Africa’s agri-tech: The do’s and don’ts for start-ups

Recent years have seen a rapid proliferation of tech incubators and start-up acceleration programme in Africa. Many are agriculturally focused. 

While the efficacy of this incubation boom is under the spotlight, agri-tech innovation is heating up.

With this, agricultural entrepreneurs and tech startups are faced with a difficult decision: do they follow the easy money by replicating industrial systems or attempt to leap-frog towards just and sustainable solutions for Africa’s food system? 

The high-tech agricultural operations in many Organisation for Economic Co-operation and Development (OECD) countries are often a source of envy. Although industrial value chains appear productive, profitable and efficient, here are four reasons this is not a model ag-tech innovators should emulate without adjustments. 

It’s a weak business proposition. Using conventional economic metrics, OECD agriculture fails as a viable business proposition.

The EU which spends 60b Euro every year keeping its farmers in business. That is three times as much as Europe spends annually on development aid to all of Africa. 

Modern agriculture has provided unprecedented variety and stability to much of the world, but modern agricultural monocultures and their associated supermarket value chains of highly processed calorific foods are driving a health crisis. 
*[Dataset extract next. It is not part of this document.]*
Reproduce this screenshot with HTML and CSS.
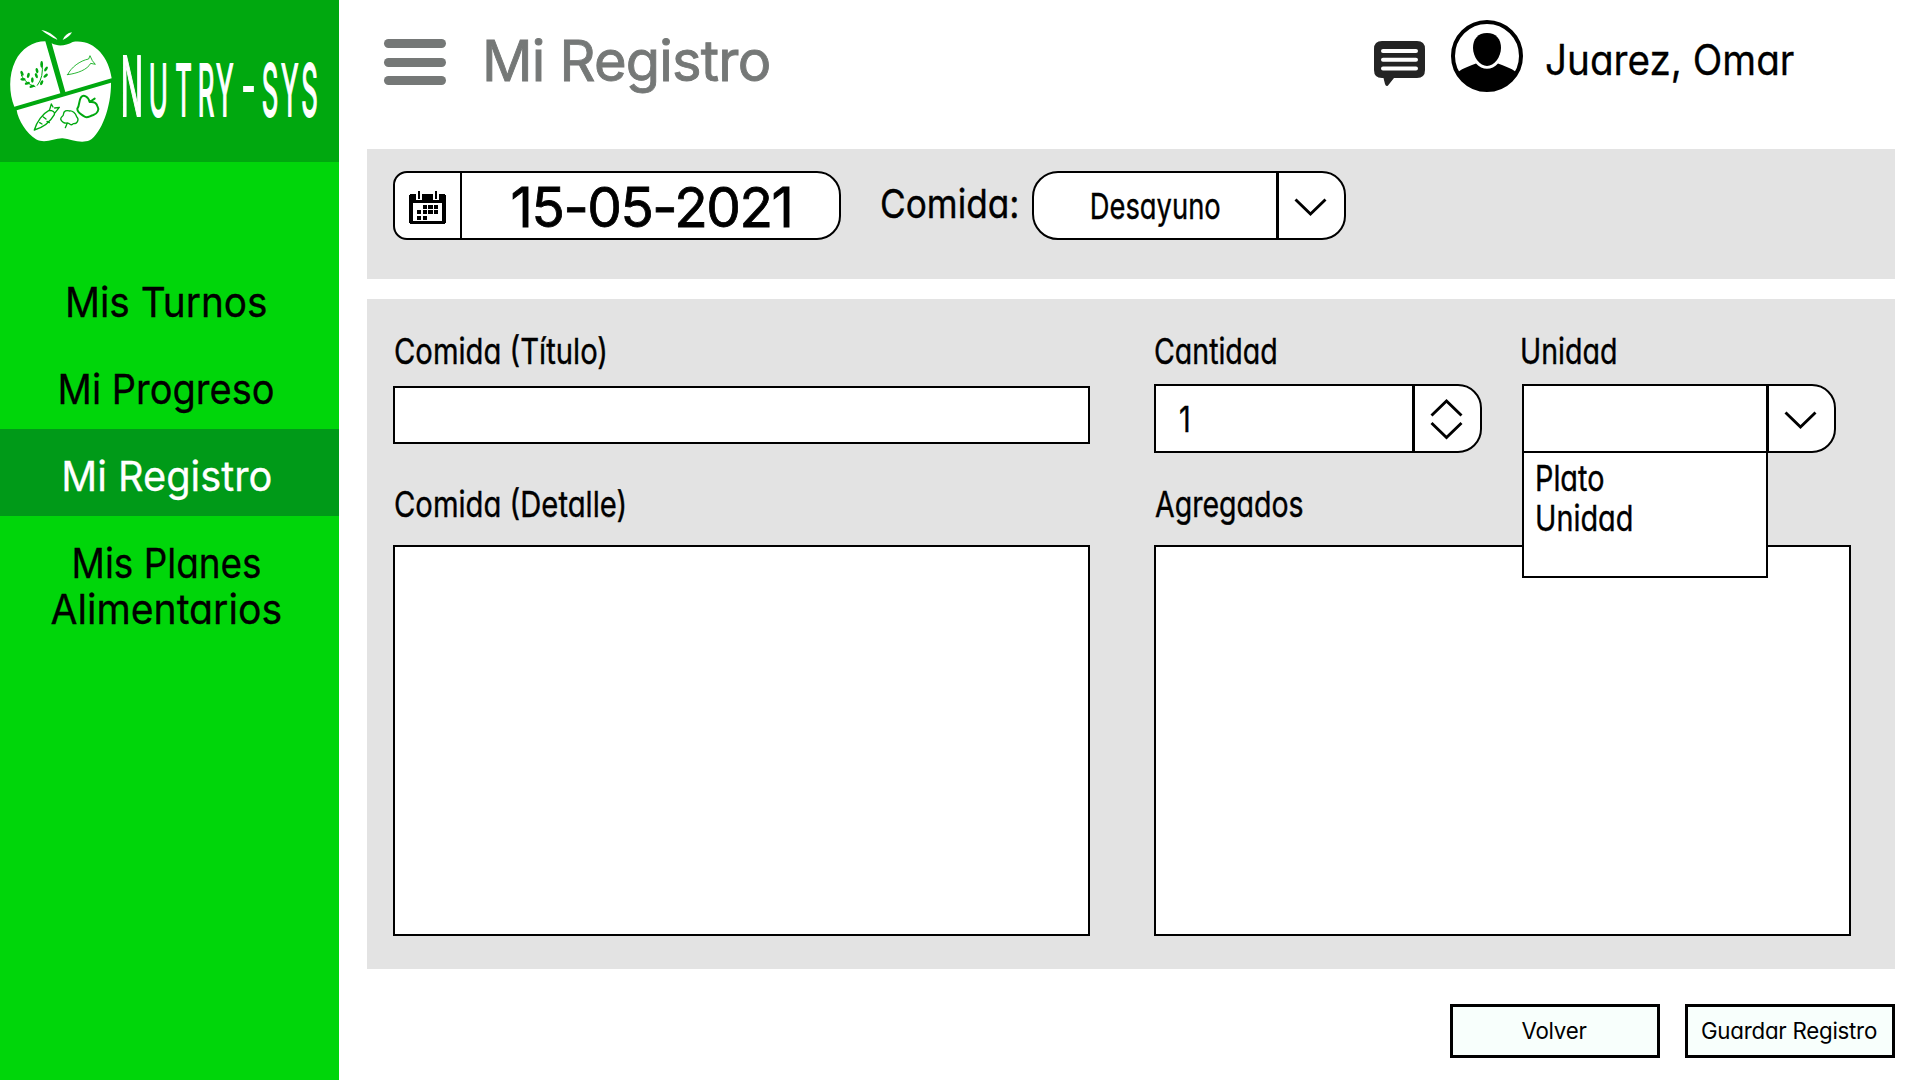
FILE: index.html
```html
<!DOCTYPE html>
<html lang="es">
<head>
<meta charset="utf-8">
<title>Nutry-sys - Mi Registro</title>
<link rel="stylesheet" href="styles.css">
</head>
<body>
<div class="app">
  <aside class="sidebar">
    <svg class="logo" viewBox="0 0 339 162" role="img" aria-label="Nutry-sys">
      <g transform="translate(0 22) scale(.33333)">
        <g fill="#fff">
          <path d="M124 24C143 27 160 38 173 53C156 47 140 36 124 24Z"/>
          <path d="M188 54C193 41 203 33 216 31C210 42 200 48 188 54Z"/>
          <path d="M136 58L181 214L43 254C27 214 25 160 46 117C64 80 99 58 136 58Z"/>
          <path d="M155 64C176 75 199 70 218 60C278 50 326 101 335 169L196 210Z"/>
          <path d="M50 265L333 182C334 254 304 334 269 355C242 366 213 352 188 349C162 348 137 367 108 352C80 336 54 294 50 265Z"/>
        </g>
        <g fill="none" stroke="#00a80f" stroke-width="3" stroke-linecap="round" stroke-linejoin="round">
          <path d="M64 160Q76 184 105 194M112 190Q132 165 126 124"/>
          <path stroke-width="2.5" d="M203 158C213 136 240 116 266 111L270 101L277 116L286 127L272 124C262 143 233 154 203 158Z"/>
          <path stroke-width="4" d="M103 324C110 299 128 275 147 265C158 265 166 270 163 278C151 299 128 317 103 324ZM148 266L154 246L159 255M163 275L178 256L164 258M130 285L138 291M141 298L148 302M119 302L126 306"/>
          <path stroke-width="4" d="M196 317L202 303C194 305 184 300 182 291C183 283 192 281 190 278C191 266 200 264 208 267C217 264 227 275 230 284C238 291 233 306 220 305C212 315 208 300 202 304"/>
          <path stroke-width="6" d="M269 240C265 222 250 217 243 226C235 239 240 249 232 260C231 273 244 276 252 283C261 291 268 282 280 279C292 275 299 263 292 252C289 240 277 239 269 240L284 230"/>
        </g>
        <g fill="#00a80f">
          <ellipse cx="66" cy="154" rx="4" ry="8" transform="rotate(-25 66 154)"/>
          <ellipse cx="85" cy="160" rx="4" ry="8" transform="rotate(15 85 160)"/>
          <ellipse cx="69" cy="172" rx="8" ry="4"/>
          <ellipse cx="82" cy="184" rx="8" ry="4" transform="rotate(-15 82 184)"/>
          <ellipse cx="97" cy="174" rx="4" ry="8"/>
          <ellipse cx="96" cy="193" rx="8" ry="4" transform="rotate(-20 96 193)"/>
          <ellipse cx="125" cy="127" rx="4" ry="10"/>
          <ellipse cx="111" cy="146" rx="4" ry="8" transform="rotate(-15 111 146)"/>
          <ellipse cx="138" cy="141" rx="4" ry="8" transform="rotate(35 138 141)"/>
          <ellipse cx="109" cy="161" rx="4" ry="8" transform="rotate(-20 109 161)"/>
          <ellipse cx="137" cy="161" rx="4" ry="8" transform="rotate(50 137 161)"/>
          <ellipse cx="125" cy="182" rx="4" ry="8" transform="rotate(25 125 182)"/>
        </g>
      </g>
      <text class="brand" transform="translate(0 116) scale(.36 1)" x="366 440 510 572 624 690 750 805 860" y="0 0 0 0 0 3 0 0 0"><tspan class="brand-cap">N</tspan>UTRY<tspan class="brand-dash">-</tspan>SYS</text>
    </svg>
    <nav class="menu">
      <a class="menu-item"><span class="turnos">Mis Turnos</span></a>
      <a class="menu-item"><span class="progreso">Mi Progreso</span></a>
      <a class="menu-item active"><span class="registro">Mi Registro</span></a>
      <a class="menu-item"><span class="planes">Mis Planes</span><span class="alimentarios">Alimentarios</span></a>
    </nav>
  </aside>

  <main class="main">
    <header class="header">
      <div class="burger"><i></i><i></i><i></i></div>
      <h1 class="title">Mi Registro</h1>
      <svg class="chat" viewBox="0 0 51 46">
        <path fill="#242424" d="M8 0H43Q51 0 51 8V29Q51 37 43 37H20L14 44.5Q12 46 11 43L9.500 37H8Q0 37 0 29V8Q0 0 8 0Z"/>
        <path stroke="#fff" stroke-width="4" stroke-linecap="round" d="M9 10H42M9 18.700H42M9 27.500H42"/>
      </svg>
      <svg class="avatar" viewBox="0 0 72 72">
        <circle cx="36" cy="36" r="34" fill="#fff" stroke="#000" stroke-width="4"/>
        <path d="M36 13C45 13 50 19 50 28C50 37 43 46 36 46S22 37 22 28C22 19 27 13 36 13Z"/>
        <path d="M7 52C12 48 19 46 25 43.500C31 50.500 41 50.500 47 43.500C53 46 60 48 65 52A33 33 0 0 1 7 52Z"/>
      </svg>
      <span class="user">Juarez, Omar</span>
    </header>

    <section class="filters">
      <div class="date-field">
        <div class="date-icon">
          <svg width="37" height="33" viewBox="0 0 37 33" shape-rendering="crispEdges">
            <rect x="0" y="3" width="37" height="30" rx="3"/>
            <path fill="#fff" d="M4 12H33V30H4Z"/>
            <path fill="#fff" d="M7 0H13V9H7ZM24 0H30V9H24Z"/>
            <path d="M9 0H11V8H9ZM26 0H28V8H26ZM14 14h4v4h-4zM19 14h5v4h-5zM25 14h4v4h-4zM8 19h4v4h-4zM14 19h4v4h-4zM19 19h5v4h-5zM25 19h4v4h-4zM8 25h4v4h-4zM14 25h4v4h-4z"/>
          </svg>
        </div>
        <div class="date-value">15-05-2021</div>
      </div>
      <span class="meal-label">Comida:</span>
      <div class="select meal">
        <div class="select-value"><span class="narrow-meal">Desayuno</span></div>
        <div class="select-arrow"><svg width="33" height="19" viewBox="0 0 33 19"><path class="chev" d="M1.500 1.500L16.500 16L31.500 1.500"/></svg></div>
      </div>
    </section>

    <section class="form">
      <div class="column">
        <label class="label"><span>Comida (Título)</span></label>
        <div class="row"><div class="input"></div></div>
        <label class="label second"><span>Comida (Detalle)</span></label>
        <div class="textarea"></div>
      </div>
      <div class="column">
        <div class="pair">
          <div class="quantity">
            <label class="label short"><span>Cantidad</span></label>
            <div class="select row">
              <div class="select-value number"><span>1</span></div>
              <div class="select-arrow"><svg width="33" height="42" viewBox="0 0 33 42"><path class="chev" d="M1.500 17.500L16.500 3L31.500 17.500M1.500 25L16.500 39.500L31.500 25"/></svg></div>
            </div>
          </div>
          <div class="unit">
            <label class="label short"><span>Unidad</span></label>
            <div class="select row">
              <div class="select-value"></div>
              <div class="select-arrow"><svg width="33" height="19" viewBox="0 0 33 19"><path class="chev" d="M1.500 1.500L16.500 16L31.500 1.500"/></svg></div>
              <div class="options"><span>Plato</span><span>Unidad</span></div>
            </div>
          </div>
        </div>
        <label class="label short second"><span>Agregados</span></label>
        <div class="textarea"></div>
      </div>
    </section>

    <footer class="actions">
      <button class="button">Volver</button>
      <button class="button">Guardar Registro</button>
    </footer>
  </main>
</div>
</body>
</html>
```
FILE: styles.css
```css
* { box-sizing: border-box; }

body {
  margin: 0;
  background: #fff;
  color: #000;
  font-family: Inter, "Open Sans", sans-serif;
  font-feature-settings: "cv11";
}

.app { display: flex; width: 1920px; height: 1080px; overflow: hidden; }

/* Sidebar */
.sidebar { width: 339px; background: #00d60a; }
.logo { display: block; width: 339px; height: 162px; background: #00a80f; }
.brand {
  font-size: 71.5px;
  font-weight: 400;
  text-anchor: middle;
  fill: #fff;
  stroke: #fff;
  stroke-width: 2px;
}
.brand-cap { font-size: 82px; }
.brand-dash { font-size: 98px; font-weight: 300; stroke: none; }

.menu { padding-top: 93px; }
.menu-item {
  display: flex;
  flex-direction: column;
  align-items: center;
  min-height: 87px;
  padding: 24px 6px 0 0;
  font-size: 41px;
  line-height: 46px;
  -webkit-text-stroke: .3px;
}
.menu-item.active { background: #009a18; color: #fff; }
.turnos { transform: scaleX(.945); }
.progreso { transform: scaleX(.927); }
.registro { transform: scaleX(.97); }
.planes { transform: scaleX(.9); }
.alimentarios { transform: scaleX(.955); }

/* Header */
.main { flex: 1; padding: 0 25px 0 28px; }
.header { display: flex; align-items: center; height: 118px; padding-left: 17px; }
.burger { display: flex; flex-direction: column; gap: 9.5px; width: 62px; margin: 6px 36px 0 0; }
.burger i { height: 9px; border-radius: 5px; background: #757877; }
.title {
  width: 892px;
  margin: 3px 0 0;
  font-size: 56px;
  font-weight: 400;
  letter-spacing: -.8px;
  color: #757877;
  -webkit-text-stroke: .9px;
}
.chat { width: 51px; height: 46px; margin: 9px 26px 0 0; }
.avatar { width: 72px; height: 72px; margin: 0 22px 6px 0; }
.user {
  font-size: 42px;
  white-space: nowrap;
  transform: scaleX(.92);
  transform-origin: left;
  -webkit-text-stroke: .3px;
}

/* Date and meal */
.filters {
  display: flex;
  align-items: flex-start;
  height: 130px;
  margin: 31px 0 20px;
  padding: 22px 0 0 26px;
  background: #e3e3e3;
}
.date-field {
  display: flex;
  width: 448px;
  height: 69px;
  border: 2px solid #000;
  border-radius: 14px 24px 24px 14px;
  background: #fff;
}
.date-icon {
  display: flex;
  align-items: center;
  justify-content: center;
  width: 67px;
  padding-top: 4px;
  border-right: 2px solid #000;
}
.date-value {
  flex: 1;
  padding-left: 2px;
  text-align: center;
  font-size: 55px;
  line-height: 69px;
  letter-spacing: -1.5px;
  -webkit-text-stroke: .8px;
}
.meal-label {
  width: 152px;
  margin-left: 39px;
  font-size: 40px;
  line-height: 65px;
  white-space: nowrap;
  transform: scaleX(.88);
  transform-origin: left;
  -webkit-text-stroke: .4px;
}

.select {
  position: relative;
  display: flex;
  height: 69px;
  border: 2px solid #000;
  border-radius: 0 24px 24px 0;
  background: #fff;
}
.select-value { flex: 1; display: flex; align-items: center; font-size: 36px; -webkit-text-stroke: .4px; }
.select-arrow {
  display: flex;
  align-items: center;
  justify-content: center;
  width: 68px;
  padding: 3px 3px 0 0;
  border-left: 3px solid #000;
}
.quantity .select-arrow { padding-top: 0; }
.chev { fill: none; stroke: #000; stroke-width: 2.9; }
.meal { width: 314px; border-radius: 26px 24px 24px 26px; }
.meal .select-value { justify-content: center; }
.narrow-meal { transform: scaleX(.76); }

/* Form */
.form {
  display: grid;
  grid-template-columns: 697px 697px;
  gap: 64px;
  height: 670px;
  padding: 28px 0 0 26px;
  background: #e3e3e3;
}
.label {
  display: block;
  height: 44px;
  margin-bottom: 13px;
  padding: 2px 0 0 1px;
  font-size: 36px;
  line-height: 44px;
  white-space: nowrap;
  -webkit-text-stroke: .4px;
}
.label span { display: inline-block; transform: scaleX(.812); transform-origin: left; }
.label.short { padding-left: 0; }
.label.short span { transform: scaleX(.792); }
.row { height: 69px; }
.input { height: 58px; border: 2px solid #000; background: #fff; transform: translateY(2px); }
.second { margin: 27px 0 21px; }
.label.short.second { padding-left: 1px; }
.textarea { height: 391px; border: 2px solid #000; background: #fff; }
.pair { display: flex; gap: 40px; }
.quantity { width: 328px; }
.unit { width: 314px; }
.unit .label { margin-left: -2px; }
.number { padding-left: 23px; }
.number span { transform: scaleX(.8); transform-origin: left; }
.options {
  position: absolute;
  top: 65px;
  left: -2px;
  display: flex;
  flex-direction: column;
  width: 246px;
  height: 127px;
  padding: 5px 0 0 11px;
  border: 2px solid #000;
  background: #fff;
  font-size: 36px;
  line-height: 40px;
  -webkit-text-stroke: .4px;
}
.options span { transform: scaleX(.8); transform-origin: left; }

/* Actions */
.actions { display: flex; justify-content: flex-end; gap: 25px; padding-top: 35px; }
.button {
  width: 210px;
  height: 54px;
  padding: 0 2px 0 0;
  border: 3px solid #000;
  background: #f8fffc;
  color: #000;
  font: 22.3px/48px Inter, "Open Sans", sans-serif;
  font-feature-settings: "cv11";
  letter-spacing: -.25px;
  white-space: nowrap;
}
```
For African policy makers, embracing American-style agro-industrial practices is not only likely to unleash a continental health crisis, but it would also be an exceptionally bad economic decision that creates profits for the few, through a hidden tax on the majority.  

Unless we fundamentally change by whom and how food is produced, further increasing global food production will not solve hunger. It will only deepen our obesity crisis, accelerate environmental loss and increase the volume of animal products consumed by the rich and middle classes. 

The question agri-tech innovators should be asking is: What it would mean to avoid replicating failing industrial models of food production onto Africa, in order to leap-frog the continent into something truly just and sustainable?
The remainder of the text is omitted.